* What to work on
Comb through the entries for "components" and pull out each line that holds it.

* Record excerpts
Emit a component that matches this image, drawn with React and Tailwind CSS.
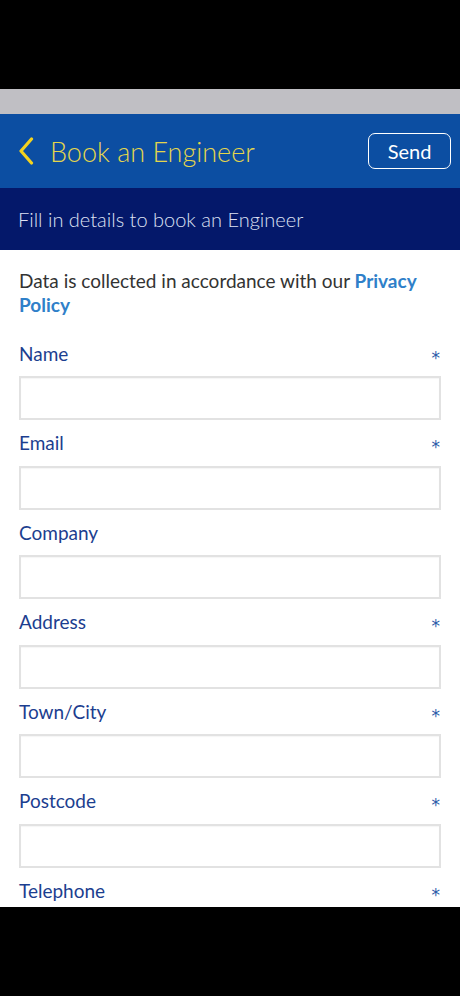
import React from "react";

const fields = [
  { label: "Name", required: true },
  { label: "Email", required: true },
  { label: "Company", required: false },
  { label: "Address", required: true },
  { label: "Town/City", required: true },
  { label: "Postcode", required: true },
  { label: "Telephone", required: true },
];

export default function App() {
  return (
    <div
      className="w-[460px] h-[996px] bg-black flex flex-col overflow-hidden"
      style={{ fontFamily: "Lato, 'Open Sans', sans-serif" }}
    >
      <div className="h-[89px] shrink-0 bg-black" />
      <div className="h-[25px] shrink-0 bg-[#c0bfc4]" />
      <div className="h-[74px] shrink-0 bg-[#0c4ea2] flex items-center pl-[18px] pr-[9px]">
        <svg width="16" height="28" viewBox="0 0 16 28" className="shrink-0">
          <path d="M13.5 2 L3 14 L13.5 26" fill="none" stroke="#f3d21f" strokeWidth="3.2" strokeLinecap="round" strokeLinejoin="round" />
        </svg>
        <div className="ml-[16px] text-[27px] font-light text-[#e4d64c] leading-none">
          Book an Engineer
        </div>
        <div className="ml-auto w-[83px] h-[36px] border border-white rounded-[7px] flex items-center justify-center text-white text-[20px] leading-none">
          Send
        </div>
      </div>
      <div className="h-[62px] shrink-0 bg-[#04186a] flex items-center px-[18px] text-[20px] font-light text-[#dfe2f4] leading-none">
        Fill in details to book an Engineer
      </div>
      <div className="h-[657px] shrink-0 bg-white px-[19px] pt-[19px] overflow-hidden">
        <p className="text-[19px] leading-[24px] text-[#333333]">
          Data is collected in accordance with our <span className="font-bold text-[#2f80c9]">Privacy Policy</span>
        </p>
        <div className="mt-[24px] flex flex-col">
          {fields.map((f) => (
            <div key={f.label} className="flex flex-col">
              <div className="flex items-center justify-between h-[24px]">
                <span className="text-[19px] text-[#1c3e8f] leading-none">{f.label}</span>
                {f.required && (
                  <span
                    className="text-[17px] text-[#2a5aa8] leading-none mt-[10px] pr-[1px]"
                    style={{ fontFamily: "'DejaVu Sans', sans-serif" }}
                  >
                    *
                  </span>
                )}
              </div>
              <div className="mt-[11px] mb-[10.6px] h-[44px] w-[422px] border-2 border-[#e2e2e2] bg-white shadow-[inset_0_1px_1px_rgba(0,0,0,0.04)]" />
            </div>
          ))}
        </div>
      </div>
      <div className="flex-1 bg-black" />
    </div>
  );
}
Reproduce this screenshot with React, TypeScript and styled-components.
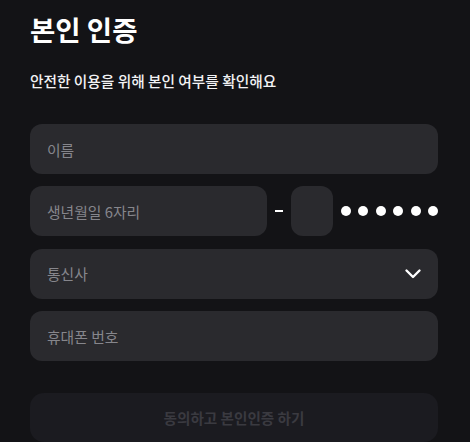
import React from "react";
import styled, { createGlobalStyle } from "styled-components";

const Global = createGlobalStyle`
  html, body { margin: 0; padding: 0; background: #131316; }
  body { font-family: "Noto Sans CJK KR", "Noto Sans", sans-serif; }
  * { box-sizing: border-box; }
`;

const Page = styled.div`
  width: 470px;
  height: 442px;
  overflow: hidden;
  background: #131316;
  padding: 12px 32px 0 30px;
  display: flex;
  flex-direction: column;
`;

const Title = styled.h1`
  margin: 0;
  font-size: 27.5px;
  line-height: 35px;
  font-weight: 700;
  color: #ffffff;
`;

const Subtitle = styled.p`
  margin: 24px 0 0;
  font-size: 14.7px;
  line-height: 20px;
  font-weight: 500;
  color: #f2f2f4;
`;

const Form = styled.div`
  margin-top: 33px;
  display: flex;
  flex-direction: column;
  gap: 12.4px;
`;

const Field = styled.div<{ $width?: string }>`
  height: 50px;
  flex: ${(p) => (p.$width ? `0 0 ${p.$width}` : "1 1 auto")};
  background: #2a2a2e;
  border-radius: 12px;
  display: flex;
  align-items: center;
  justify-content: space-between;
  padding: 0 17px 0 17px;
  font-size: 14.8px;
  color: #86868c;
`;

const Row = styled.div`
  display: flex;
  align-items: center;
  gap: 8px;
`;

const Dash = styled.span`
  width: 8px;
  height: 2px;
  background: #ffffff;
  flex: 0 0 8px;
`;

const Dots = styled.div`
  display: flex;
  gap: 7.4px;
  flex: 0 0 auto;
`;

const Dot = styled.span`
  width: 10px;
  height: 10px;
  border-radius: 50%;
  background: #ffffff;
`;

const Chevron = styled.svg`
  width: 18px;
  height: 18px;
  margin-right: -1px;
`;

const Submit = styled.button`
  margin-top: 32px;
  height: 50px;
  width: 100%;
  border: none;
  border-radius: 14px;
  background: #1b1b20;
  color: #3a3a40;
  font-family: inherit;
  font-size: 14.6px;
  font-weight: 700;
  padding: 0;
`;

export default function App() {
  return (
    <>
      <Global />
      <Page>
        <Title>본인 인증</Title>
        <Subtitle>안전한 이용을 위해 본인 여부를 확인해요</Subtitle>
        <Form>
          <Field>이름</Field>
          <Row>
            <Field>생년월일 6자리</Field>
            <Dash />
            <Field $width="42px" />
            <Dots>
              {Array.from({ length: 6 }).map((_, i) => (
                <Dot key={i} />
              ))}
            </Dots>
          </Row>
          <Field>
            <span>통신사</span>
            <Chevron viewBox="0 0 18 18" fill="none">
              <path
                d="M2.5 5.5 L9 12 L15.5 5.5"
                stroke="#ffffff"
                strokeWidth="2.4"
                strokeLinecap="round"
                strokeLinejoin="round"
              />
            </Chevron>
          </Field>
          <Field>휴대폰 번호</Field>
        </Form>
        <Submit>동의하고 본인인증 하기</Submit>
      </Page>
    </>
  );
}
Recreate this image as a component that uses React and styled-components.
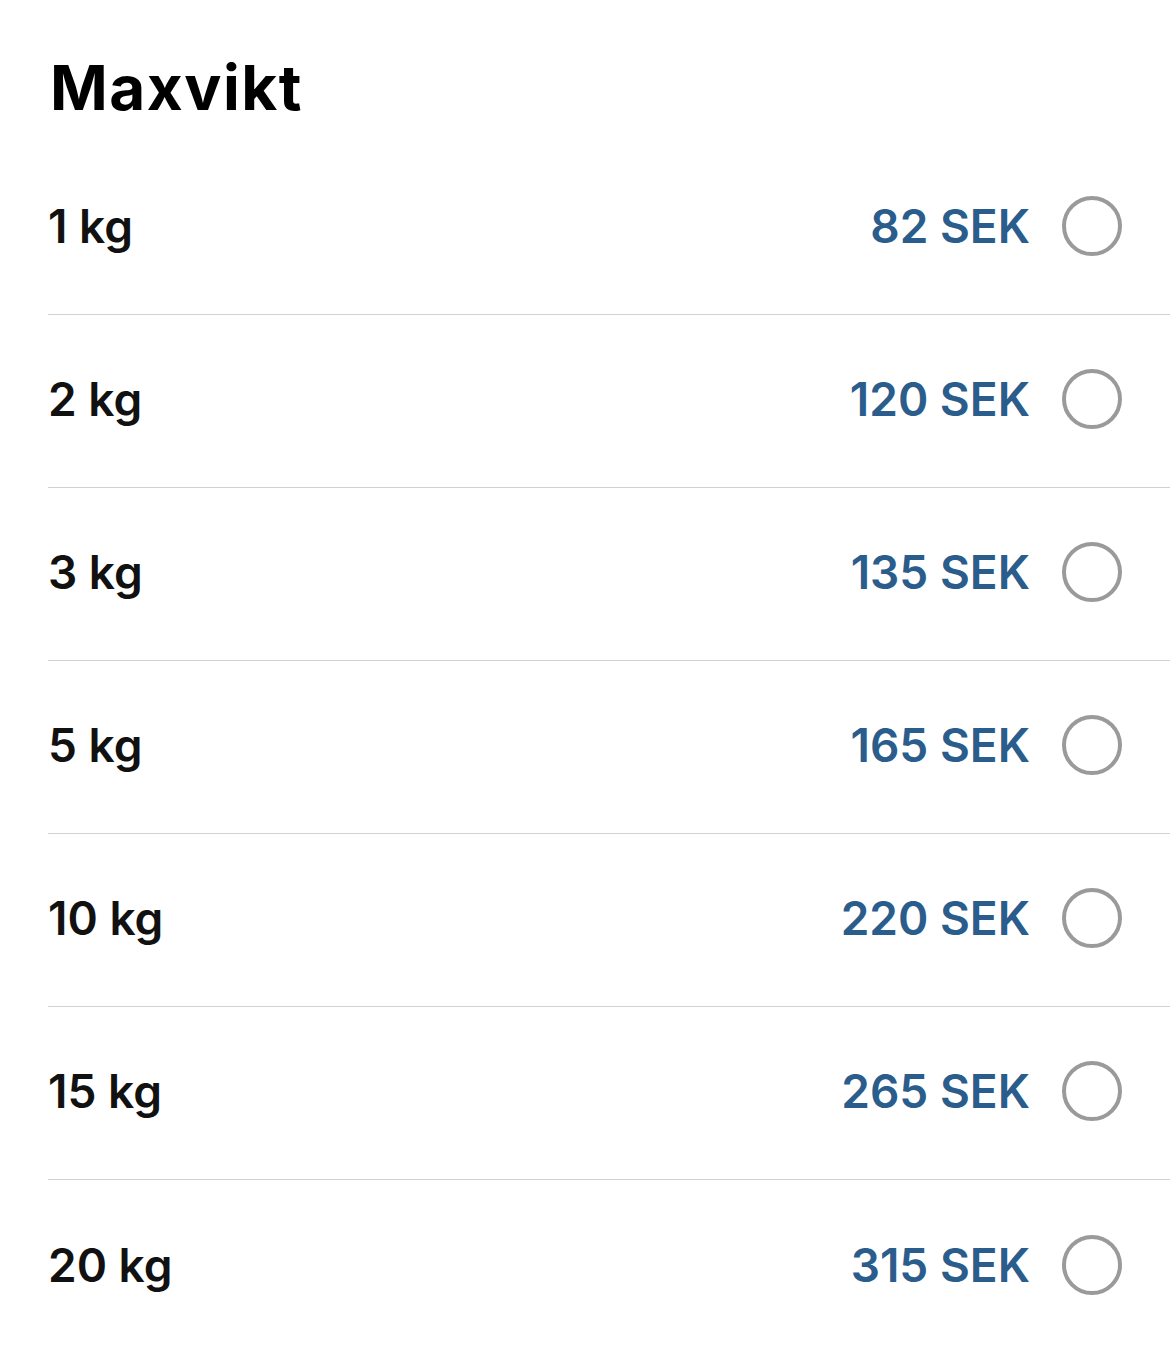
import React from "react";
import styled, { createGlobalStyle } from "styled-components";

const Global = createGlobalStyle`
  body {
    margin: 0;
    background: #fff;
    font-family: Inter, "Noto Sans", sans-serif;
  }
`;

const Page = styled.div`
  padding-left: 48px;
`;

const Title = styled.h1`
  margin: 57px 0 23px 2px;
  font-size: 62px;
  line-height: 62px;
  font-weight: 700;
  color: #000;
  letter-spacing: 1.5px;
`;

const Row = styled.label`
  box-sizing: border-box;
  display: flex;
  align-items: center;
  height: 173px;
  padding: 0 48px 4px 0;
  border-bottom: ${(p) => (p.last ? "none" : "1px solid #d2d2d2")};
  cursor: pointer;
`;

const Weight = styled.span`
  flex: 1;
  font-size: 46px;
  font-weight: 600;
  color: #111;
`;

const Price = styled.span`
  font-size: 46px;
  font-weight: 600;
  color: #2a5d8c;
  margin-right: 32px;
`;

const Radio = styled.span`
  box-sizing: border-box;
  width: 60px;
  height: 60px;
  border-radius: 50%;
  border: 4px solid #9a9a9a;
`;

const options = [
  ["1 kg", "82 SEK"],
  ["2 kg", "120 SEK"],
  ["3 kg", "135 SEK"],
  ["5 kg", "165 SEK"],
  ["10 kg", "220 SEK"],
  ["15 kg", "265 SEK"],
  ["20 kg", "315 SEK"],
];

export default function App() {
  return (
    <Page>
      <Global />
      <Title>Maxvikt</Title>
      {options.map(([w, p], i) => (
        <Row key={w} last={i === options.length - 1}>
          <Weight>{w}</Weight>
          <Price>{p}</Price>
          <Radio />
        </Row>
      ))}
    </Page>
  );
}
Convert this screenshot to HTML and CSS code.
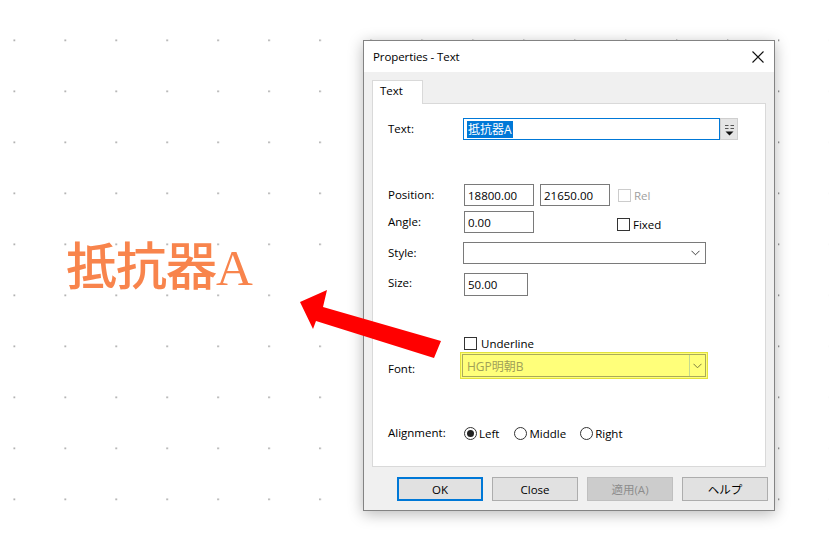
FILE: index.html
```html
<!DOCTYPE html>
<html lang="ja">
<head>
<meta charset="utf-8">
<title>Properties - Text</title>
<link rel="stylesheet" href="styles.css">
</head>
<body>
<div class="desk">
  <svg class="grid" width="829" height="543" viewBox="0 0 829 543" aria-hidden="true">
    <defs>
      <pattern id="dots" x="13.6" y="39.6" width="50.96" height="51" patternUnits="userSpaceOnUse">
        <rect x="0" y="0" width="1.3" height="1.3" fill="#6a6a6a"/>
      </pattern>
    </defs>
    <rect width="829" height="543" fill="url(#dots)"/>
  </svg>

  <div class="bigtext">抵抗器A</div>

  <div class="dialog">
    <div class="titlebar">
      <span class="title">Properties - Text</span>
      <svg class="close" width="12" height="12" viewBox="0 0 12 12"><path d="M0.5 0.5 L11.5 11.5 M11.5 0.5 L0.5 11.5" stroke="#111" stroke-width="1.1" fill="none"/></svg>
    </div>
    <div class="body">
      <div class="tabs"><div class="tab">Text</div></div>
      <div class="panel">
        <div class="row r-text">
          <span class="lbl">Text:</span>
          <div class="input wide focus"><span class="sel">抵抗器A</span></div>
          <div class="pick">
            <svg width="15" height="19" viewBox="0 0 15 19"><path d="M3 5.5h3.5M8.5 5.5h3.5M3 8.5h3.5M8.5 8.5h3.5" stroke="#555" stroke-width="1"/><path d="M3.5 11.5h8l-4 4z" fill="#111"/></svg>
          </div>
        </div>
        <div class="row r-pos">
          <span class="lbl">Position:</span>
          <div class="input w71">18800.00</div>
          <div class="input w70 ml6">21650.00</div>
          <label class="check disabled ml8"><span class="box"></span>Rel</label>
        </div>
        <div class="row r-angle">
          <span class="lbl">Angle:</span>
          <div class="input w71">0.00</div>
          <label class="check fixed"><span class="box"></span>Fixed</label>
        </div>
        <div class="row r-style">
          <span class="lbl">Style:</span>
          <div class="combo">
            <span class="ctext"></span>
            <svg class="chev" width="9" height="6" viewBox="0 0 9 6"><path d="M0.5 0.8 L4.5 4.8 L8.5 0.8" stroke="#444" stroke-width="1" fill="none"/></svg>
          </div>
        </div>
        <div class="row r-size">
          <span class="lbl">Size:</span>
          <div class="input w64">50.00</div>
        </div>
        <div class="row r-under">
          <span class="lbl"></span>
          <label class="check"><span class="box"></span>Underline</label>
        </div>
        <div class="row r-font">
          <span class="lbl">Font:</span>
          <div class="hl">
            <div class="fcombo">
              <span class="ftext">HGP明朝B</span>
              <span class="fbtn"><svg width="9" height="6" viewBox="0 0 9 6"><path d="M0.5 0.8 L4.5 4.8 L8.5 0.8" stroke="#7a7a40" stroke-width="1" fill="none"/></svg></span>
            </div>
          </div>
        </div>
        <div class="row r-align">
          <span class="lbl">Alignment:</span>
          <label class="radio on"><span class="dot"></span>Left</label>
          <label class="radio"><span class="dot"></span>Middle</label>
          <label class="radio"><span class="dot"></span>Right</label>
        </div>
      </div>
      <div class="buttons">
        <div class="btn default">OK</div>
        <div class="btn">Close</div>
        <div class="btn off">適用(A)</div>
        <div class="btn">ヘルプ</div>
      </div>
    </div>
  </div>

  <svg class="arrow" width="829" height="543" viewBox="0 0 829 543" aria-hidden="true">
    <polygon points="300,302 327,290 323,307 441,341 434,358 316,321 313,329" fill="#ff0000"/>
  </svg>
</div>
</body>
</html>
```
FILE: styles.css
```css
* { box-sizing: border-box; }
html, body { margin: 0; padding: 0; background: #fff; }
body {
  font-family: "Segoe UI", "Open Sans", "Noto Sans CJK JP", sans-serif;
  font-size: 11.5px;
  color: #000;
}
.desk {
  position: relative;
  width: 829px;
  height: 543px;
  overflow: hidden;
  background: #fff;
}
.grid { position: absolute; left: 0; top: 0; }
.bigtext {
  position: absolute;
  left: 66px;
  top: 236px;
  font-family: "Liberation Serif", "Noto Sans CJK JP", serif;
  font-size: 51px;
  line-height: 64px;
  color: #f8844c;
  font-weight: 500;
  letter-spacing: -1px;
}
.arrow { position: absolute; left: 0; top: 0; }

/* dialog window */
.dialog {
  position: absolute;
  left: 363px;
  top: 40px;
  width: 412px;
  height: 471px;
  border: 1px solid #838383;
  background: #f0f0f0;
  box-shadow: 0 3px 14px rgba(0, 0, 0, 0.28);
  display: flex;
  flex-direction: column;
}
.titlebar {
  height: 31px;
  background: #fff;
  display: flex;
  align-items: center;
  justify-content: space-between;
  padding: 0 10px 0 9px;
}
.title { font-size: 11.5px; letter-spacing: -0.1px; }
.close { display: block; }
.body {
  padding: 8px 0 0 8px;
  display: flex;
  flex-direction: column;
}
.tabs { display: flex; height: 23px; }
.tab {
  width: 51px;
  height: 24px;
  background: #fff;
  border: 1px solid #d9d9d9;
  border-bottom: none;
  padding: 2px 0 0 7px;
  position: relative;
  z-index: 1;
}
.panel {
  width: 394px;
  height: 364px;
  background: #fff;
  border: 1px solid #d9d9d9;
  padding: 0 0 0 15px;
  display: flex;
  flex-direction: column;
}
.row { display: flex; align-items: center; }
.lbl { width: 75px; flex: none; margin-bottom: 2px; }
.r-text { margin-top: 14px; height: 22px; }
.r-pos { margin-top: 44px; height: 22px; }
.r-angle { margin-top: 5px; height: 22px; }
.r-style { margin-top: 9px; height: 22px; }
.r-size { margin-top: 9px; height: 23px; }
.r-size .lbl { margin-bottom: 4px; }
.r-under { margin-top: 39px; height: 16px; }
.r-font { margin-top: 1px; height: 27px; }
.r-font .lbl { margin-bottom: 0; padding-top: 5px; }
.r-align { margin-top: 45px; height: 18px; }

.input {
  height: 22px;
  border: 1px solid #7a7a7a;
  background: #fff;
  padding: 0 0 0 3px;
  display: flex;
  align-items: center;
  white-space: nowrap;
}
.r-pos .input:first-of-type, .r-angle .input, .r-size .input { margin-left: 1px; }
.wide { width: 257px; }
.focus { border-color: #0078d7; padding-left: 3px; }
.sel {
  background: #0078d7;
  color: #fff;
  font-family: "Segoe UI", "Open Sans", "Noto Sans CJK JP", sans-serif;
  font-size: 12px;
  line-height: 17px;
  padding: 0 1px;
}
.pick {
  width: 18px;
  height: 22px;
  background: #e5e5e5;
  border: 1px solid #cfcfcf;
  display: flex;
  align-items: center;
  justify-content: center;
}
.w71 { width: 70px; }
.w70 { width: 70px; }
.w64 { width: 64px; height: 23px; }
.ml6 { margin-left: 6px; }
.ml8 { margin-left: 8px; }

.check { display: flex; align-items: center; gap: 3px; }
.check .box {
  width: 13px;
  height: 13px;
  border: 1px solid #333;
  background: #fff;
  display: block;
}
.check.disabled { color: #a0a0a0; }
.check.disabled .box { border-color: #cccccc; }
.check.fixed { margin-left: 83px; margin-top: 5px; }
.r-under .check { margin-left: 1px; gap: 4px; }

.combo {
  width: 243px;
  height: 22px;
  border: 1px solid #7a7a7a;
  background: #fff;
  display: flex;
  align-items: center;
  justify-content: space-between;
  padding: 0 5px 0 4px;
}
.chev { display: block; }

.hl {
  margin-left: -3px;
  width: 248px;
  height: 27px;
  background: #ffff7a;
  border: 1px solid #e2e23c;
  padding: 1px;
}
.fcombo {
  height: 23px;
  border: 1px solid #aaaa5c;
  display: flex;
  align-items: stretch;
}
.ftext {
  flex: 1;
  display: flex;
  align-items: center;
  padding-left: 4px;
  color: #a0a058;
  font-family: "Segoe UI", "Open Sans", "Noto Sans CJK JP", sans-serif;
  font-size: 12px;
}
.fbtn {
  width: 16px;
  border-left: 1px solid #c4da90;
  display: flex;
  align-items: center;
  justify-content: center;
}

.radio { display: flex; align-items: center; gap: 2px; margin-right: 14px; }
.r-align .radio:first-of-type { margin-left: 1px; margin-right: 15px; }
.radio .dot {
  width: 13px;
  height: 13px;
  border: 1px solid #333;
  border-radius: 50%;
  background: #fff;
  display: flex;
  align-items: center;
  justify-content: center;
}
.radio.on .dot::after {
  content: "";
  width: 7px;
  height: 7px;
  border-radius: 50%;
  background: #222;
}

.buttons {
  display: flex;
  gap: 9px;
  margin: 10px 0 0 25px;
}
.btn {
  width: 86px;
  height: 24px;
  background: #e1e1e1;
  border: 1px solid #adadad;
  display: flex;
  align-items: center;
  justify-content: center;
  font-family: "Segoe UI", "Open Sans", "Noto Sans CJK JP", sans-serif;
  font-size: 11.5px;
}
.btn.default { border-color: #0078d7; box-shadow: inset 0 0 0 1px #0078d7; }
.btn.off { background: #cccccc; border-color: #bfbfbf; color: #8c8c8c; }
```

* Output below
Reproduce this screenshot with React, TypeScript and styled-components.
import styled, { createGlobalStyle } from "styled-components";
Recreate this image as a component that uses React and styled-components.
import styled, { createGlobalStyle } from "styled-components";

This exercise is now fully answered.